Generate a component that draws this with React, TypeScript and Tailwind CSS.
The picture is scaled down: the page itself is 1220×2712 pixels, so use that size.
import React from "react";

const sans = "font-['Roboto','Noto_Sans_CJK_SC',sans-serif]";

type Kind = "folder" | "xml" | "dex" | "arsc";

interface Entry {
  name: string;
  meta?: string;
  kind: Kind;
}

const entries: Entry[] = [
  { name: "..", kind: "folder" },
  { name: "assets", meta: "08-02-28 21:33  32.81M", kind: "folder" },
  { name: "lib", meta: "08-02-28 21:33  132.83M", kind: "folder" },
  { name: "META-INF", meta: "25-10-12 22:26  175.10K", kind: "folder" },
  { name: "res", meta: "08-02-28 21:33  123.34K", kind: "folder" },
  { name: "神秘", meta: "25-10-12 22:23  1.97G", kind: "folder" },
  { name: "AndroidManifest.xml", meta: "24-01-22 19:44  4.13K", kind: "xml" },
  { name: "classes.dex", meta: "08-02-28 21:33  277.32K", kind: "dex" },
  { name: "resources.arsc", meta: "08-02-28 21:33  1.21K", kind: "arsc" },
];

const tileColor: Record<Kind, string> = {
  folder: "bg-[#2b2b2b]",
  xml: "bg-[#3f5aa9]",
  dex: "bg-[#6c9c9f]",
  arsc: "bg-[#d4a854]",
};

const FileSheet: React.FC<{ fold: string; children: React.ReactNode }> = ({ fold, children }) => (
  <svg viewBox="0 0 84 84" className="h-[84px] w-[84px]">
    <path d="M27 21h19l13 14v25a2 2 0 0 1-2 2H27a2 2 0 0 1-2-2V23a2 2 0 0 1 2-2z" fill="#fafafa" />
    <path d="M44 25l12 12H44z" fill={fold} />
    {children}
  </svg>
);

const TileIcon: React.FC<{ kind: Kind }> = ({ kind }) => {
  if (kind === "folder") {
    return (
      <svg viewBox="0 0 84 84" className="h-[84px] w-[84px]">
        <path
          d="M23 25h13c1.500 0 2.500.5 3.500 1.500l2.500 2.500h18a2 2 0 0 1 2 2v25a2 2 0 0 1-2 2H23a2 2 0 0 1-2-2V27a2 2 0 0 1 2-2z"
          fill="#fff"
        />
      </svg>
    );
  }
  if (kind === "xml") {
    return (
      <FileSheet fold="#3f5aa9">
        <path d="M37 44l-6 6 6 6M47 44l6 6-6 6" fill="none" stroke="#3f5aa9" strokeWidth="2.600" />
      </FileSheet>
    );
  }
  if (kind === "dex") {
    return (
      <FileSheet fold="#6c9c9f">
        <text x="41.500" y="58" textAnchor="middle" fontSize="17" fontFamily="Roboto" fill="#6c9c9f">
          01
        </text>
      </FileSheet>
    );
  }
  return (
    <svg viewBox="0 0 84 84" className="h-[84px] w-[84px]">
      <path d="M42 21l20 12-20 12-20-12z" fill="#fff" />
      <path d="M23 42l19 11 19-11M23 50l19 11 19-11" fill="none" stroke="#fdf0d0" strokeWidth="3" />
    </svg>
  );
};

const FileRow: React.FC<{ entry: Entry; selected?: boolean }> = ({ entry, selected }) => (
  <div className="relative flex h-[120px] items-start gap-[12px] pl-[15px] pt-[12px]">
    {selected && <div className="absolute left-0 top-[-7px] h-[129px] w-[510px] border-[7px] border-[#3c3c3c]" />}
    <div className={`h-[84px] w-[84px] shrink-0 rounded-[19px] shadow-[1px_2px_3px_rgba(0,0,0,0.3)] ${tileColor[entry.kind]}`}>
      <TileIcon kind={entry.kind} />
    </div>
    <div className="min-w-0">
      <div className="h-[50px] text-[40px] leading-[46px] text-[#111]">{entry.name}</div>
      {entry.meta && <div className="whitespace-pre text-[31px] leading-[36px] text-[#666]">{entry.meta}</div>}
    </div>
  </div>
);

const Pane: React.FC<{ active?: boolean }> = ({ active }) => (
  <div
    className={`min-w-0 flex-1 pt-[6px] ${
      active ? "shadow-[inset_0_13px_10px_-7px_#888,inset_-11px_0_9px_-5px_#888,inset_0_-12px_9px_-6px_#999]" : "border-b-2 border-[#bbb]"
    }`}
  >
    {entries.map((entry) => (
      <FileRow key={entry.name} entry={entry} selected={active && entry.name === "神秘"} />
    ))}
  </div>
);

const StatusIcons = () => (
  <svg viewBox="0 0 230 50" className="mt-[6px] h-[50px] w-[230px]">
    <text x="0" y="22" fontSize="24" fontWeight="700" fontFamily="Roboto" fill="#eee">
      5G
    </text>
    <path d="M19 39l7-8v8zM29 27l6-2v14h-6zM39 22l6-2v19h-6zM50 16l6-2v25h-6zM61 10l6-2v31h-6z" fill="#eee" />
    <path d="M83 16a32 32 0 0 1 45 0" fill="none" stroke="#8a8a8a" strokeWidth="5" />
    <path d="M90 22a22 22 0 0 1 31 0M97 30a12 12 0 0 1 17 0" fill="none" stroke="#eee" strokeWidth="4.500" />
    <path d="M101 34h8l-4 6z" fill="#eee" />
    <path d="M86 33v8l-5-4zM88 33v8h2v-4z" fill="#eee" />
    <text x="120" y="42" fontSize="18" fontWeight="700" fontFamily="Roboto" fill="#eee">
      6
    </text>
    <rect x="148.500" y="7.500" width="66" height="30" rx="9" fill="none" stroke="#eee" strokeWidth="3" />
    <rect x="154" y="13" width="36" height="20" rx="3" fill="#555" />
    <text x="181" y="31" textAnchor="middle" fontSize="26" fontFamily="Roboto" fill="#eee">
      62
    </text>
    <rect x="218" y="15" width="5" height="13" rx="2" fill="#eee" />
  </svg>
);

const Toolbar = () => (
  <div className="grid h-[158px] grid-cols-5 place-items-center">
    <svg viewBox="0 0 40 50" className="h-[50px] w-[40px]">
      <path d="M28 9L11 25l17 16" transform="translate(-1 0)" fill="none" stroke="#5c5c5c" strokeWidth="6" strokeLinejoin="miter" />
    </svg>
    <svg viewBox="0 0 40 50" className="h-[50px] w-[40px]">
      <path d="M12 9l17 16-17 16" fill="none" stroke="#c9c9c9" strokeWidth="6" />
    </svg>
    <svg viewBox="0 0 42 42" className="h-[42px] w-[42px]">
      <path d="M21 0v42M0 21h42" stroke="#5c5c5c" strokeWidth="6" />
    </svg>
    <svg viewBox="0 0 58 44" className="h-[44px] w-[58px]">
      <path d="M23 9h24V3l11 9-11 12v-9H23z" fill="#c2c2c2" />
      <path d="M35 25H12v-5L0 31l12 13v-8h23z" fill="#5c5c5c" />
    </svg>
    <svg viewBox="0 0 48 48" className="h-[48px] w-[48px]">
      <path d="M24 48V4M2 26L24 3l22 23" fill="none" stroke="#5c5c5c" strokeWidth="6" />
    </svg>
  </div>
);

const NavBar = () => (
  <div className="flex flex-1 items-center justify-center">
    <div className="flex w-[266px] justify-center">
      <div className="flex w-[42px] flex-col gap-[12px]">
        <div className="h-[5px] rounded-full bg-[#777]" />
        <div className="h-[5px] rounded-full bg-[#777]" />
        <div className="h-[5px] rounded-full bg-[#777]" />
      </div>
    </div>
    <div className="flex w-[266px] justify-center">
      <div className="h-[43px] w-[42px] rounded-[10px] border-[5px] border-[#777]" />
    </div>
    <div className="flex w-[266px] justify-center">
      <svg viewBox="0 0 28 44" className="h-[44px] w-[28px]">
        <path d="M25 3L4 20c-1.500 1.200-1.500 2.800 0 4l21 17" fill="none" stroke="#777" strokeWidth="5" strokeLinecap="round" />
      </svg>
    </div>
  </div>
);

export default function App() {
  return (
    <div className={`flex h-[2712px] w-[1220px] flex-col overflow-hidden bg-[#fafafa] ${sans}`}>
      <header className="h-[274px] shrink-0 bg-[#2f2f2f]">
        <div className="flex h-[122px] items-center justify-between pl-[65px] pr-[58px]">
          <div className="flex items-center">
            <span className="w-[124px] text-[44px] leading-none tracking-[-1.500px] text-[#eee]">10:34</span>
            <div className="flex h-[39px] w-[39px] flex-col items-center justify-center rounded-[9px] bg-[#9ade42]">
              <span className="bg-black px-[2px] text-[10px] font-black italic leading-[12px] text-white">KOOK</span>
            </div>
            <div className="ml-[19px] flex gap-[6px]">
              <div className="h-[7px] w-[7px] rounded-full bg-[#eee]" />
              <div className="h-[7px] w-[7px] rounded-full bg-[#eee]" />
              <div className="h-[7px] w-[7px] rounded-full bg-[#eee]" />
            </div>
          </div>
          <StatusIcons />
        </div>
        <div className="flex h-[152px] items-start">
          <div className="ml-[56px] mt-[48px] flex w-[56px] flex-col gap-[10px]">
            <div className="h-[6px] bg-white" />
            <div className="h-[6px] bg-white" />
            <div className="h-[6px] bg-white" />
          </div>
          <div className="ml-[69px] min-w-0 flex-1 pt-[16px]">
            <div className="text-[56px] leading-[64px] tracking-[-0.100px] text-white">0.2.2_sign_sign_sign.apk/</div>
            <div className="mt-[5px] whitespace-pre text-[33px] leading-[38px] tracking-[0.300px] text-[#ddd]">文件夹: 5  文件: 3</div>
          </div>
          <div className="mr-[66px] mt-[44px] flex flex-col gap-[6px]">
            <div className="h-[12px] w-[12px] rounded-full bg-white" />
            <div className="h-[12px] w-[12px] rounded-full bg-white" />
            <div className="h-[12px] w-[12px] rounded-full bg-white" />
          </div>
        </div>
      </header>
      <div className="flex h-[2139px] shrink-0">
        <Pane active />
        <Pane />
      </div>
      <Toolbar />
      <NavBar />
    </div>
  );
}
⁂
### Given exercise
Extract each line holding the string "that".

### Exercise solution
Generate a component that draws this with React, TypeScript and Tailwind CSS.
The picture is scaled down: the page itself is 1220×2712 pixels, so use that size.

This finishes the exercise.